— What is required —
Select lines where the word "styled" appears.

— Supplied material —
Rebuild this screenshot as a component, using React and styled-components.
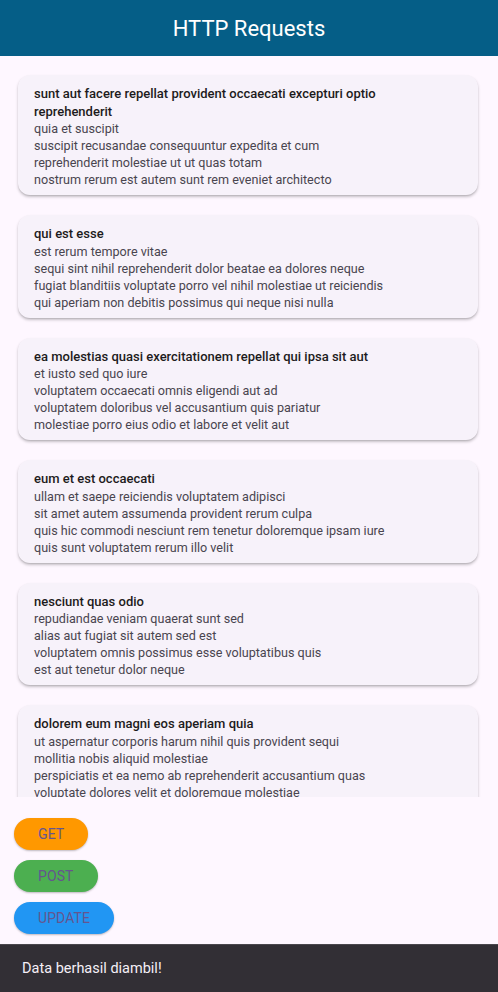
import React from 'react';
import styled, { createGlobalStyle } from 'styled-components';

const GlobalStyle = createGlobalStyle`
    html, body {
        margin: 0;
        padding: 0;
        background: #fef7ff;
        font-family: Roboto, "Noto Sans", sans-serif;
    }
`;

const posts = [
    {
        id: 1,
        title: 'sunt aut facere repellat provident occaecati excepturi optio reprehenderit',
        body: 'quia et suscipit\nsuscipit recusandae consequuntur expedita et cum\nreprehenderit molestiae ut ut quas totam\nnostrum rerum est autem sunt rem eveniet architecto',
    },
    {
        id: 2,
        title: 'qui est esse',
        body: 'est rerum tempore vitae\nsequi sint nihil reprehenderit dolor beatae ea dolores neque\nfugiat blanditiis voluptate porro vel nihil molestiae ut reiciendis\nqui aperiam non debitis possimus qui neque nisi nulla',
    },
    {
        id: 3,
        title: 'ea molestias quasi exercitationem repellat qui ipsa sit aut',
        body: 'et iusto sed quo iure\nvoluptatem occaecati omnis eligendi aut ad\nvoluptatem doloribus vel accusantium quis pariatur\nmolestiae porro eius odio et labore et velit aut',
    },
    {
        id: 4,
        title: 'eum et est occaecati',
        body: 'ullam et saepe reiciendis voluptatem adipisci\nsit amet autem assumenda provident rerum culpa\nquis hic commodi nesciunt rem tenetur doloremque ipsam iure\nquis sunt voluptatem rerum illo velit',
    },
    {
        id: 5,
        title: 'nesciunt quas odio',
        body: 'repudiandae veniam quaerat sunt sed\nalias aut fugiat sit autem sed est\nvoluptatem omnis possimus esse voluptatibus quis\nest aut tenetur dolor neque',
    },
    {
        id: 6,
        title: 'dolorem eum magni eos aperiam quia',
        body: 'ut aspernatur corporis harum nihil quis provident sequi\nmollitia nobis aliquid molestiae\nperspiciatis et ea nemo ab reprehenderit accusantium quas\nvoluptate dolores velit et doloremque molestiae',
    },
];

const actions = [
    { label: 'GET', color: '#ff9800' },
    { label: 'POST', color: '#4caf50' },
    { label: 'UPDATE', color: '#2196f3' },
    { label: 'DELETE', color: '#f44336' },
];

const Screen = styled.div`
    position: relative;
    height: 992px;
    display: flex;
    flex-direction: column;
    overflow: hidden;
    background: #fef7ff;
`;

const AppBar = styled.header`
    height: 56px;
    flex-shrink: 0;
    display: flex;
    align-items: center;
    justify-content: center;
    background: #055e87;
    color: #ffffff;
    font-size: 22px;
    font-weight: 400;
`;

const PostList = styled.div`
    flex: 1;
    overflow: hidden;
    padding-top: 19px;
    display: flex;
    flex-direction: column;
    gap: 20px;
`;

const PostCard = styled.div`
    flex-shrink: 0;
    margin: 0 20px 0 18px;
    padding: 10px 30px 7px 16px;
    background: #f7f2fa;
    border-radius: 12px;
    box-shadow: 0 2px 3px rgba(0, 0, 0, 0.22), 0 1px 1px rgba(0, 0, 0, 0.08);
`;

const PostTitle = styled.div`
    color: #1d1b20;
    font-size: 13px;
    font-weight: 500;
    line-height: 17.5px;
`;

const PostBody = styled.div`
    color: #49454f;
    font-size: 12.6px;
    line-height: 17px;
    white-space: pre-line;
`;

const ActionColumn = styled.div`
    flex-shrink: 0;
    display: flex;
    flex-direction: column;
    align-items: flex-start;
    gap: 10px;
    padding: 21px 14px 16px;
`;

const ActionButton = styled.button`
    height: 32px;
    padding: 0 24px;
    border: none;
    border-radius: 16px;
    background: ${(p) => p.$color};
    color: #65558f;
    font-family: Roboto, sans-serif;
    font-size: 14px;
    font-weight: 400;
    letter-spacing: 0.1px;
    box-shadow: 0 1px 2px rgba(0, 0, 0, 0.25);
    cursor: pointer;
`;

const SnackBar = styled.div`
    position: absolute;
    left: 0;
    right: 0;
    bottom: 0;
    height: 47px;
    display: flex;
    align-items: center;
    padding: 0 22px;
    background: #322f35;
    border-top: 1px solid #4a474d;
    color: #f5eff7;
    font-size: 14.5px;
`;

export default function App() {
    return (
        <>
            <GlobalStyle />
            <Screen>
                <AppBar>HTTP Requests</AppBar>
                <PostList>
                    {posts.map((post) => (
                        <PostCard key={post.id}>
                            <PostTitle>{post.title}</PostTitle>
                            <PostBody>{post.body}</PostBody>
                        </PostCard>
                    ))}
                </PostList>
                <ActionColumn>
                    {actions.map((action) => (
                        <ActionButton key={action.label} $color={action.color}>
                            {action.label}
                        </ActionButton>
                    ))}
                </ActionColumn>
                <SnackBar>Data berhasil diambil!</SnackBar>
            </Screen>
        </>
    );
}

— Output below —
Rebuild this screenshot as a component, using React and styled-components.
import styled, { createGlobalStyle } from 'styled-components';
const Screen = styled.div`
const AppBar = styled.header`
const PostList = styled.div`
const PostCard = styled.div`
const PostTitle = styled.div`
const PostBody = styled.div`
const ActionColumn = styled.div`
const ActionButton = styled.button`
const SnackBar = styled.div`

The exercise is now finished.